▶ _Data for this exercise_:
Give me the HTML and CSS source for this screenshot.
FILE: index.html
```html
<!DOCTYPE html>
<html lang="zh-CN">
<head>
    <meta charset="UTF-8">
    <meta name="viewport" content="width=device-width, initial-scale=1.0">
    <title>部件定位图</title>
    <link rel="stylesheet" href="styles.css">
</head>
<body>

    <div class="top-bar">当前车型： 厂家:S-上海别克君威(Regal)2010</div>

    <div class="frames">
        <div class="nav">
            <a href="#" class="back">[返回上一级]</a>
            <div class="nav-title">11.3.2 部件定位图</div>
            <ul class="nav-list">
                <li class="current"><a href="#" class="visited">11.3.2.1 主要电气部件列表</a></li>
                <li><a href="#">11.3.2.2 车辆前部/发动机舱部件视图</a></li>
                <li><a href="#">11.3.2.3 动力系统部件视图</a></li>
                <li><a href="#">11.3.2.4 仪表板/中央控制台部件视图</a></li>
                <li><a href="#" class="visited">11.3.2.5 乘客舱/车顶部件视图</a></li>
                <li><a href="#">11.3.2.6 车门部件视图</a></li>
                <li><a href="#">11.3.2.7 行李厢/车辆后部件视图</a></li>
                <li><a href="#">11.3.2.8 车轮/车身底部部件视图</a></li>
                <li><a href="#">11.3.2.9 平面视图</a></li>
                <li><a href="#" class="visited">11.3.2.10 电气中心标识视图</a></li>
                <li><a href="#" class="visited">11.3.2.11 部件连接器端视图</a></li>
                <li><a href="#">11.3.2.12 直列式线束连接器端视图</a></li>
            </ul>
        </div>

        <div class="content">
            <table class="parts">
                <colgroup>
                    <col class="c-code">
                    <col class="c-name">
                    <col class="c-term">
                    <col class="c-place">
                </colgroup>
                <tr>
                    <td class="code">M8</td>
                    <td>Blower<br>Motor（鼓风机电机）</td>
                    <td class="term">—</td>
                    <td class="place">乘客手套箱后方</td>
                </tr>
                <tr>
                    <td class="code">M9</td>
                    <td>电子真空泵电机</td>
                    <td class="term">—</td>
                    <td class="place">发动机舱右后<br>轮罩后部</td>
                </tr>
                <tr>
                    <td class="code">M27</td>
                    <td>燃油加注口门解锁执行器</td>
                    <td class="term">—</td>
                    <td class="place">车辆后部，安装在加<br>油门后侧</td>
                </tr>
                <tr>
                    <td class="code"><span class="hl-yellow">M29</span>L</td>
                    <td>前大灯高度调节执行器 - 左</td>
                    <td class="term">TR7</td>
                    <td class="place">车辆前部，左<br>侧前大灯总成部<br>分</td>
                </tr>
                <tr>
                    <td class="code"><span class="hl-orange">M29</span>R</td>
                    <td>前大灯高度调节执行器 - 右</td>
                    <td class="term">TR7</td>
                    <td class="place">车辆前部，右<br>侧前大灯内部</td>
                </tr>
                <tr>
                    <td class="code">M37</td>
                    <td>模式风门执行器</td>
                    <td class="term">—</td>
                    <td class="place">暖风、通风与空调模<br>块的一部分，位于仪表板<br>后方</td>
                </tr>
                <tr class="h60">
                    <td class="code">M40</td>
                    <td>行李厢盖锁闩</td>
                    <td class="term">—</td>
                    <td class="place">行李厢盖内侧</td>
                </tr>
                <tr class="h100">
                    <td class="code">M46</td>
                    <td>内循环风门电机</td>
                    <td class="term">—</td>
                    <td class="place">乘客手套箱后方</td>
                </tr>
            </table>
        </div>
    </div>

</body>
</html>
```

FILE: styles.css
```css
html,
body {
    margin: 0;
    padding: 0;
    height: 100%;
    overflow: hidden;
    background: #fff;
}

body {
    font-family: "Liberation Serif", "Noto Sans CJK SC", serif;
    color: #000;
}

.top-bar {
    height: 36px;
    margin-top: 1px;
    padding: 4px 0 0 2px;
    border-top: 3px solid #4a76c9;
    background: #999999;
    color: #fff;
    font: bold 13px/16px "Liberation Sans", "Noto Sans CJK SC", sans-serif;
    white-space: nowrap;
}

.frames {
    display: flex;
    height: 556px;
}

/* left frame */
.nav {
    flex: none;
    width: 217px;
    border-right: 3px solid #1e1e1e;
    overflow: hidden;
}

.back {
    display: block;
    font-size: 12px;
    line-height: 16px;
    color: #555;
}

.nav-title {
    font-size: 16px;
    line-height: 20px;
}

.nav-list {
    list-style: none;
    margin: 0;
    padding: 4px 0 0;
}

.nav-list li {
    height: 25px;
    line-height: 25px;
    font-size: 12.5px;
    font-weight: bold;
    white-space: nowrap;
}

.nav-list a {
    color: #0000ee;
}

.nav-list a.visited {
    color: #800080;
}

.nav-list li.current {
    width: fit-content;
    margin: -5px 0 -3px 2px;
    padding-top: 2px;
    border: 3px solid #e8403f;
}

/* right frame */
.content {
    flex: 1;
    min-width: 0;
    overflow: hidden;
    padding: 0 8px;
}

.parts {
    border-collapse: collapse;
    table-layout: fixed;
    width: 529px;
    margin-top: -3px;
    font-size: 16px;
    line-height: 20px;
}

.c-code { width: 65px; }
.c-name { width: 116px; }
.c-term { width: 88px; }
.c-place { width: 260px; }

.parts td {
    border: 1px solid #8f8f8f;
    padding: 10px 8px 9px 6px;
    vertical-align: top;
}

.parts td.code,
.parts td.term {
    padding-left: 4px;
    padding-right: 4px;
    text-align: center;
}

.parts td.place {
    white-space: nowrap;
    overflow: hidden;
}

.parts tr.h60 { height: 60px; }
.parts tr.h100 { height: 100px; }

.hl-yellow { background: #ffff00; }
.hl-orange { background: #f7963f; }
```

==

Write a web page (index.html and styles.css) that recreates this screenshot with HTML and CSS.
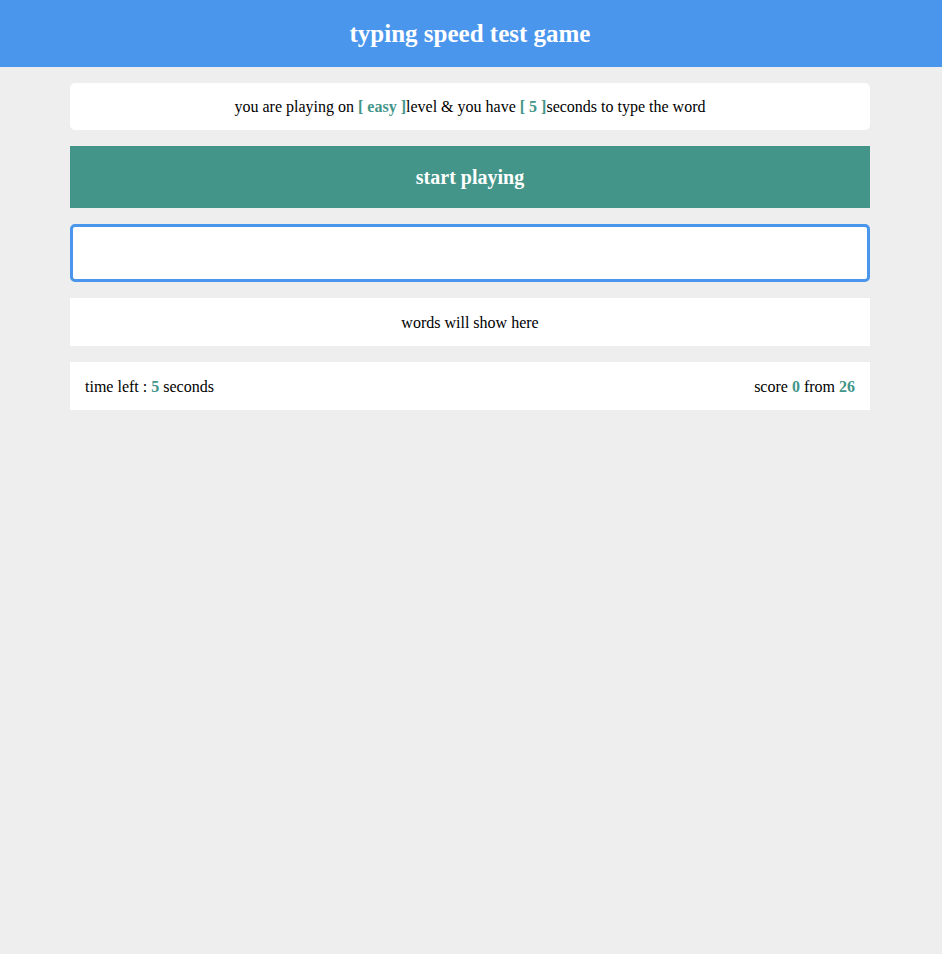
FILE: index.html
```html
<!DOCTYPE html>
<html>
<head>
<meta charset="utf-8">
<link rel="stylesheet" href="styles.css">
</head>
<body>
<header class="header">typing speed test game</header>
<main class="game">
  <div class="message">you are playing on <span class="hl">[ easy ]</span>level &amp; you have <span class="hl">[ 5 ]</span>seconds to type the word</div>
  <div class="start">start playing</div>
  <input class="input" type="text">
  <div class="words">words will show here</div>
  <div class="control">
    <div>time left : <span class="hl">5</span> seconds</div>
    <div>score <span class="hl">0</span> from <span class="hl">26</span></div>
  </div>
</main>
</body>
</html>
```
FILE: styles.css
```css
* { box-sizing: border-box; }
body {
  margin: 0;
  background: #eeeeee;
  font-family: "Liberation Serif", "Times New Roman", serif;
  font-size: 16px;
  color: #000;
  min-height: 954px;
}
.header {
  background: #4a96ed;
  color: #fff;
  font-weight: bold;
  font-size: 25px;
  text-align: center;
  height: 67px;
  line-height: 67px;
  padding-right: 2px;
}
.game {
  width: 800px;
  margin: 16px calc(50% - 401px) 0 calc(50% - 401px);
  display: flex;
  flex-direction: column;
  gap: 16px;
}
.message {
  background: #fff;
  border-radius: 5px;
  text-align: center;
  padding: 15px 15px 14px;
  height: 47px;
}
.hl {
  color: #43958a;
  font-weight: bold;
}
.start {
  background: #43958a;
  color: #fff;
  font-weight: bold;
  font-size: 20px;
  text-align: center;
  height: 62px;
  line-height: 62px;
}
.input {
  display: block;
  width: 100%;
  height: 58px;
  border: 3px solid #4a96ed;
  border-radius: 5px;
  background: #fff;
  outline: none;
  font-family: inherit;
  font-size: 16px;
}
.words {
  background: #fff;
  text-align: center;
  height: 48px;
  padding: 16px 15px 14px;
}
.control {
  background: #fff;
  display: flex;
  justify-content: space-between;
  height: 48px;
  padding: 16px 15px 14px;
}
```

▶ _Task instructions_: Extract lines where the string "styles" occurs.

▶ _Complete answer_:
    <link rel="stylesheet" href="styles.css">
FILE: styles.css
Write a web page (index.html and styles.css) that recreates this screenshot with HTML and CSS.
<link rel="stylesheet" href="styles.css">
FILE: styles.css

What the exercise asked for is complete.